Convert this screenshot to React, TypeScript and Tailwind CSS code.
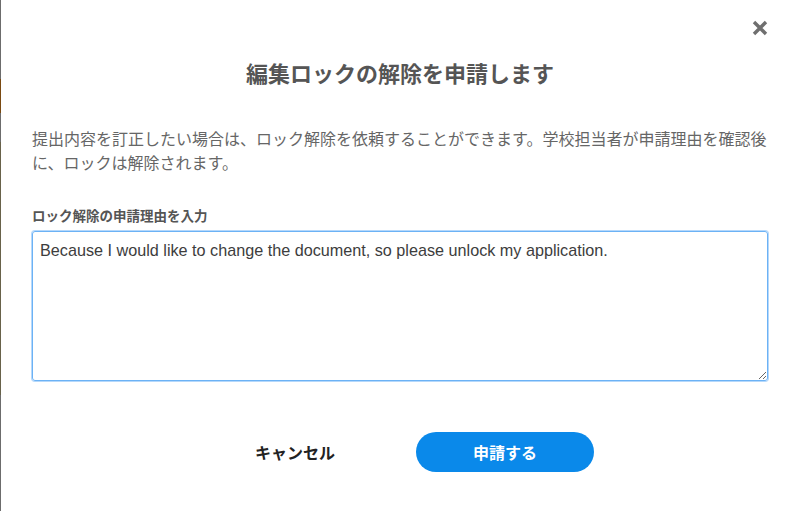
import React from "react";

const jp = { fontFamily: '"Noto Sans CJK JP", "Noto Sans", sans-serif' };

export default function App() {
  return (
    <div className="flex h-[511px] w-[799px] overflow-hidden bg-white" style={jp}>
      <div className="flex w-px flex-col">
        <div className="h-[79px] bg-[#6c6c6c]" />
        <div className="h-[34px] bg-[#7a4a12]" />
        <div className="h-[29px] bg-[#6c6c6c]" />
        <div className="h-[253px] bg-[#68624a]" />
        <div className="flex-1 bg-[#6c6c6c]" />
      </div>
      <div className="relative flex flex-1 flex-col px-[31px] pt-[57px]">
        <button className="absolute right-[31px] top-[20px] flex h-[16px] w-[16px] items-center justify-center">
          <svg width="16" height="16" viewBox="0 0 16 16">
            <path d="M2 2 L14 14 M14 2 L2 14" stroke="#6f6f6f" strokeWidth="3.4" strokeLinecap="butt" />
          </svg>
        </button>
        <h1 className="text-center text-[22px] font-bold leading-[30px] text-[#555]">
          編集ロックの解除を申請します
        </h1>
        <p className="mt-[39px] whitespace-nowrap text-[16px] leading-[24px] text-[#666]">
          提出内容を訂正したい場合は、ロック解除を依頼することができます。学校担当者が申請理由を確認後
          <br />
          に、ロックは解除されます。
        </p>
        <label className="mt-[31px] text-[13.5px] font-bold leading-[20px] text-[#555]">
          ロック解除の申請理由を入力
        </label>
        <textarea
          className="mt-[6px] h-[150px] w-full resize-y rounded-[3px] border border-[#6cb2f5] px-[7px] py-[6px] text-[16.2px] leading-[24px] text-[#3d3d3d] shadow-[0_0_0_1px_#b5d8fb] outline-none"
          style={{ fontFamily: '"Liberation Sans", Arial, sans-serif' }}
          defaultValue="Because I would like to change the document, so please unlock my application."
        />
        <div className="mt-[51px] flex justify-center gap-[32px]">
          <button className="h-[40px] w-[178px] rounded-full bg-white text-[16px] font-bold text-[#222]">
            キャンセル
          </button>
          <button className="h-[40px] w-[178px] rounded-full bg-[#0a89ea] text-[16px] font-bold text-white">
            申請する
          </button>
        </div>
      </div>
    </div>
  );
}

**********

**EXERCISE PROMPT**
Copy the data character for character, but drop all pictures from the copy.

**SOLUTION FOR THIS TASK**
Convert this screenshot to React, TypeScript and Tailwind CSS code.
import React from "react";

const jp = { fontFamily: '"Noto Sans CJK JP", "Noto Sans", sans-serif' };

export default function App() {
  return (
    <div className="flex h-[511px] w-[799px] overflow-hidden bg-white" style={jp}>
      <div className="flex w-px flex-col">
        <div className="h-[79px] bg-[#6c6c6c]" />
        <div className="h-[34px] bg-[#7a4a12]" />
        <div className="h-[29px] bg-[#6c6c6c]" />
        <div className="h-[253px] bg-[#68624a]" />
        <div className="flex-1 bg-[#6c6c6c]" />
      </div>
      <div className="relative flex flex-1 flex-col px-[31px] pt-[57px]">
        <button className="absolute right-[31px] top-[20px] flex h-[16px] w-[16px] items-center justify-center">
          <svg width="16" height="16" viewBox="0 0 16 16">
            <path d="M2 2 L14 14 M14 2 L2 14" stroke="#6f6f6f" strokeWidth="3.4" strokeLinecap="butt" />
          </svg>
        </button>
        <h1 className="text-center text-[22px] font-bold leading-[30px] text-[#555]">
          編集ロックの解除を申請します
        </h1>
        <p className="mt-[39px] whitespace-nowrap text-[16px] leading-[24px] text-[#666]">
          提出内容を訂正したい場合は、ロック解除を依頼することができます。学校担当者が申請理由を確認後
          <br />
          に、ロックは解除されます。
        </p>
        <label className="mt-[31px] text-[13.5px] font-bold leading-[20px] text-[#555]">
          ロック解除の申請理由を入力
        </label>
        <textarea
          className="mt-[6px] h-[150px] w-full resize-y rounded-[3px] border border-[#6cb2f5] px-[7px] py-[6px] text-[16.2px] leading-[24px] text-[#3d3d3d] shadow-[0_0_0_1px_#b5d8fb] outline-none"
          style={{ fontFamily: '"Liberation Sans", Arial, sans-serif' }}
          defaultValue="Because I would like to change the document, so please unlock my application."
        />
        <div className="mt-[51px] flex justify-center gap-[32px]">
          <button className="h-[40px] w-[178px] rounded-full bg-white text-[16px] font-bold text-[#222]">
            キャンセル
          </button>
          <button className="h-[40px] w-[178px] rounded-full bg-[#0a89ea] text-[16px] font-bold text-white">
            申請する
          </button>
        </div>
      </div>
    </div>
  );
}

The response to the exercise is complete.